Currently, the First, Fourth and Tenth Circuits hold that a tax debt can never be discharged if the underlying tax return is filed even one day late. The Fourth, Sixth, Seventh and Eighth Circuits employ a four-part test articulated in a Tax Court decision known as Beard v. Comm’r, 82 T.C. 766, 777 (T.C. 1984), aff’d, 793 F.2d 139 (6th Cir. 1986)(“Beard”).  In reviewing the two lines of authority, the Appeals Court noted that, in 2005, the Bankruptcy Abuse Prevention and Consumer Protection Act (BAPCPA) was enacted and added a definition of “return” to the Bankruptcy Code.  The definition reads, in pertinent part, “[f]or purposes of this subsection, the term ‘return’ means a return that satisfies the requirements of applicable nonbankruptcy law (including applicable filing requirements).” The Court concluded that the requirements of applicable nonbankruptcy law are set forth in the Beard case, and thus determined to follow Beard, joining those Circuits following its four pronged analysis.

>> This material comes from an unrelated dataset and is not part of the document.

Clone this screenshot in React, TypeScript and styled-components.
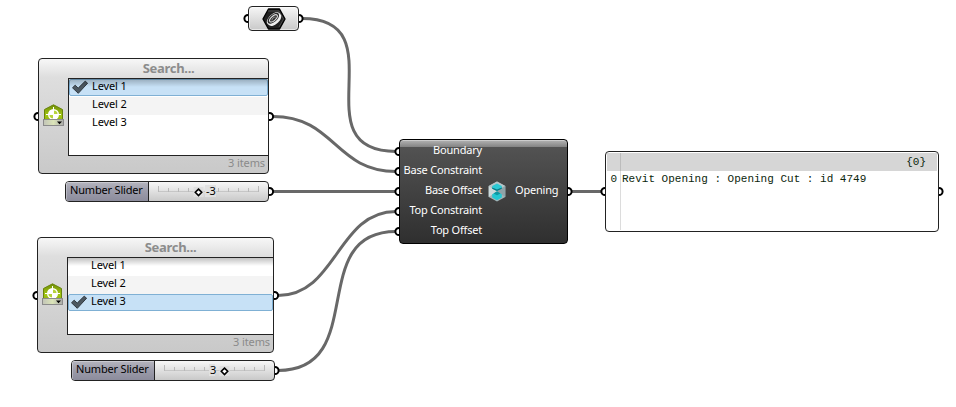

In order to meet the four-part test to qualify as a “return” a tax filing must satisfy the following criteria: (1) it must purport to be a return, (2) it must be executed under penalty of perjury, (3) it must contain sufficient data to allow calculation of tax, and (4) it must represent an honest and reasonable attempt to satisfy the requirements of the tax law. In Giacchi, only the fourth factor was in question.

Because the “returns” in question had been filed late and only after the IRS had assessed the tax liability, the Court held that they “could not be an honest and reasonable attempt to comply with the tax law,” and thus did not meet the definition of “returns.” As such, the tax debts were determined not to be dischargeable.

The Court’s decision in Giacchi widened the existing split among the Circuits with regard to the dischargeability of tax debts where the returns are not timely filed. The existing division between the “one-day-late” Courts and the Beard Courts was heightened because the Third Circuit rejected the Eighth Circuit’s analysis that “honest and reasonable attempt” inquiry focuses on the content of the form, not the circumstances of its filing. Instead, the Court concluded that it is the timing of the filing that is relevant in considering whether the form evinces an honest and reasonable attempt to comply with tax law.

While the Third Circuit did not adopt the bright line test followed in the “one-day-late” jurisdictions, it nevertheless established a difficult hurdle for delinquent filers to overcome. While some late-filed tax debts may be subject to discharge, debtors will have to establish each of the four factors set forth in Beard. Returns filed after an assessment has been made are not likely to be regarded as an honest and reasonable attempt to comply with the tax laws, and thus the tax debts will not be dischargeable in bankruptcy. As with most splits among the Circuits, the division may need legislative action or a ruling from the Supreme Court in order to be resolved. In any event, the timely filing of tax returns remains the safest means to preserve the option to discharge the debts in a subsequent bankruptcy case.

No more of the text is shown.